5. Predictive testing of stable spindle speeds provides a reliable starting point. The stable cutting at theoretically predicted spindle speeds was verified in test cuts. However, various other sets of cutting parameters were also tested experimentally, in order to determine what parameters the operator would choose for the selected tools without the dynamic tuning. During these trials, the experienced operator was able to find effective sets of parameters that were similar to those suggested by the theoretical stability maps, but with a few notable exceptions. Overall, the results of independent attempts to find optimum parameters suggested that the dynamic tuning provides an excellent starting point when machining expensive materials or evaluating a new tool or holder combination. Test cutting to search for optimum parameters may still be needed to improve the metal removal rate further, but the dynamic tuning starting point can reduce the amount of this test cutting that is needed.

Results

The proof-of-concept piece was completed in approximately 33 hours of machining time and 6.5 hours of setup time. Finishing the inside of the airfoil and machining the rib and spar pockets accounted for 22 hours of this time. A total of 1.26 cubic feet was removed from the piece, with the largest amount removed during roughing of the airfoil in the first operation. The airfoil skin thickness, designed at 0.050 inch, had a final tolerance of ±0.002 inch.

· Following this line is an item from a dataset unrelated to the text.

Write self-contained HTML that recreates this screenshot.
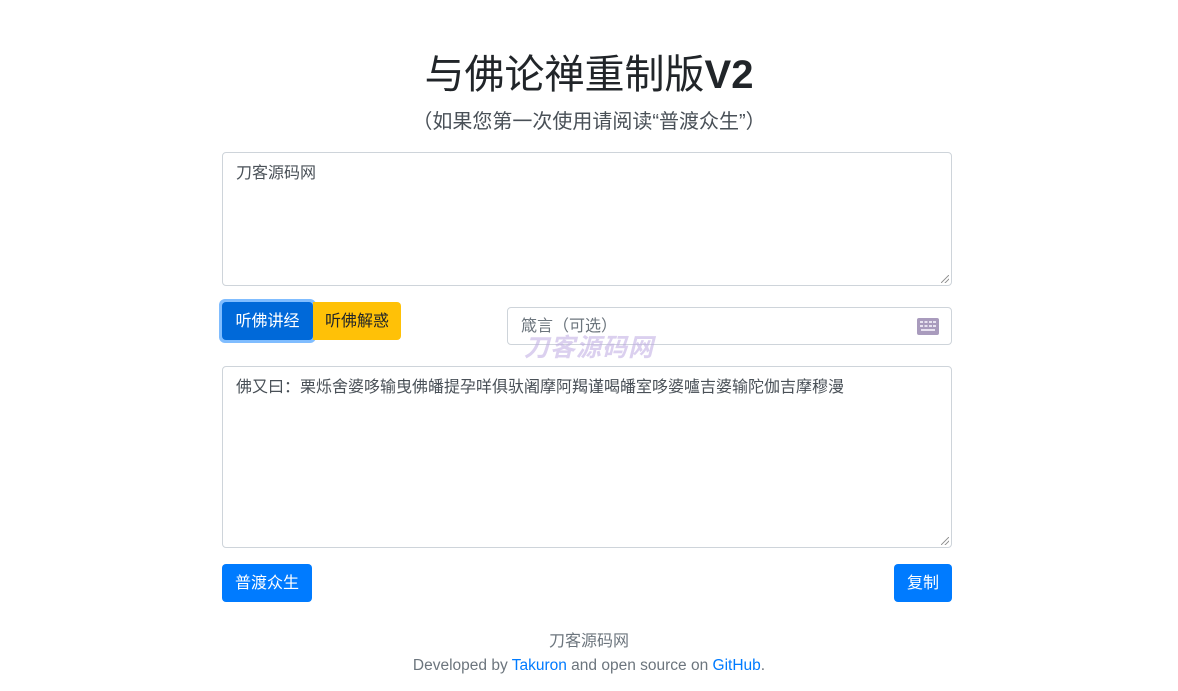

The proof of concept piece was compared to an existing structure manufactured at Aurora Flight Sciences without the benefit of the technologies used in this process. A comparison of the manufacturing hours between these two structures indicated that a 40 percent reduction is possible. In addition, the technologies used to make the proof-of-concept piece (particularly the compact right-angle head) might enable part designs that would not ordinarily be considered cost-effective and practical using standard production methods.